MENDERES’İN AVUKATI BAŞVURMUŞTU
Daha önce Menderes’in avukatı Burhan Apaydın aynı konuda Meclis’e müracaat etmiş, ancak dilekçe komisyonu “İnfaz kararları Meclis’in yetkisinde olduğu için bir karar verilebilir ama mahkeme kararlarının yok sayılması konusunda bir karar alınamaz” yanıtını vermişti. Şentop’a bunu hatırlattım.
“Mahkeme kararlarının yok sayılması değil de mahkemenin varlığının tartışılması bence daha önemli. Mahkemenin varlığına dair bir karar alındığı takdirde, yani ‘Bu mahkeme değildir’ diye, onun vermiş olduğu kararlar ve yapmış olduğu iş ve işlemler de hukuken muteber olmaktan çıkacaktır” dedi. Meclis Başkanı’nın daha köklü bir çözümden yana olduğu sonucunu çıkardım.
CUMHURBAŞKANI NE DİYOR?
Meclis Başkanı Şentop, “Sayın Cumhurbaşkanımıza arz ettim bu hususları” dedi. Erdoğan’ın cevabını merak ettim. “‘Şüphesiz uygun bir hukuki formül bulunduğu takdirde, mutlaka böyle bir adımı atalım’ dedi” diye anlattı.

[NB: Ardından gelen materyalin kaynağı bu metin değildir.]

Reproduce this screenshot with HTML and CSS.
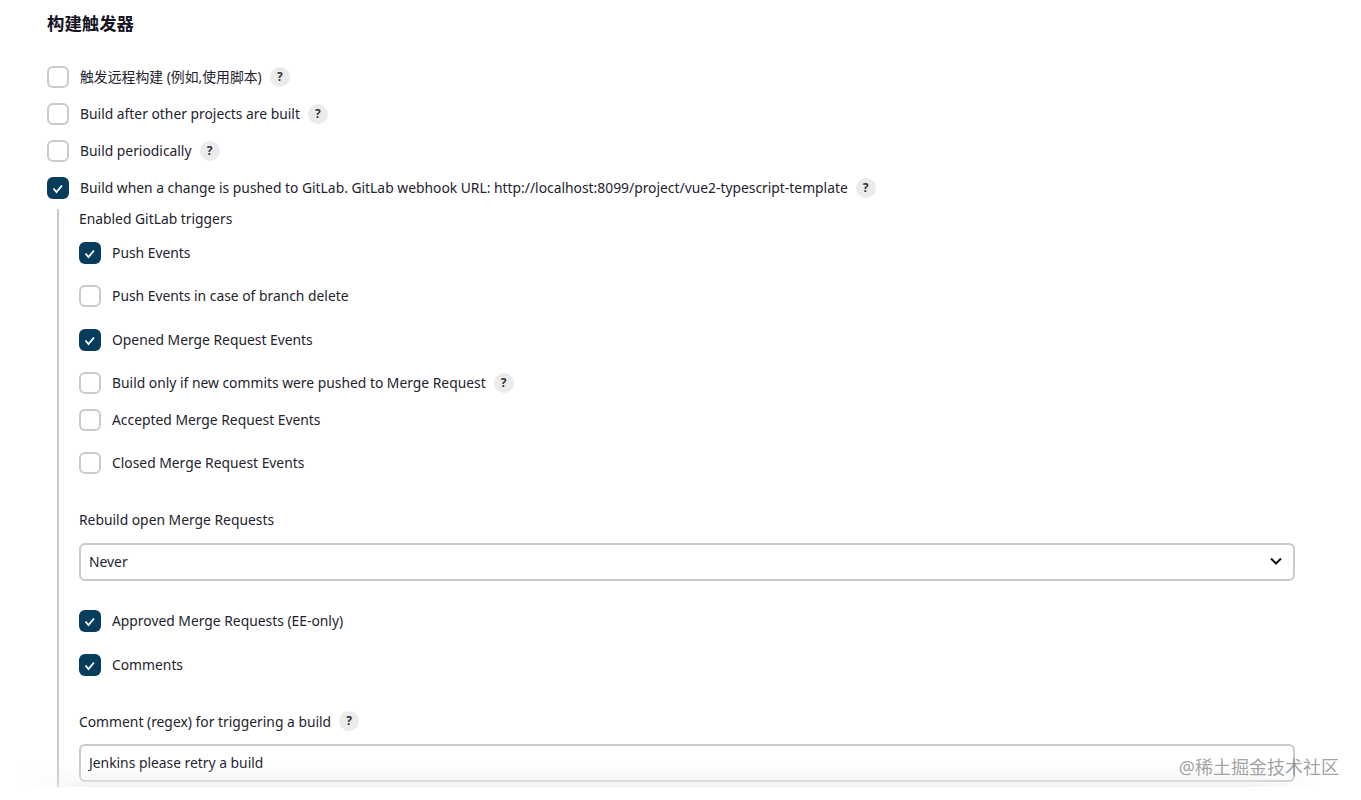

PARTİ LİDERLERİNİ ZİYARET EDECEK
Bu konudaki çalışmalar belli bir seviyeye ulaştığında Meclis BaşkanıŞentop, siyasi parti liderleriyle de görüşmeyi planlıyor.
Yassıda kararlarının yok hükmünde sayılmasıyla tarih bir adım atılmış, aynı zamanda her başbakan koltuğuna oturduğunda karşısında hissettiği Menderes’in idam sehpasındaki fotoğrafı da oradan indirilmiş olacak.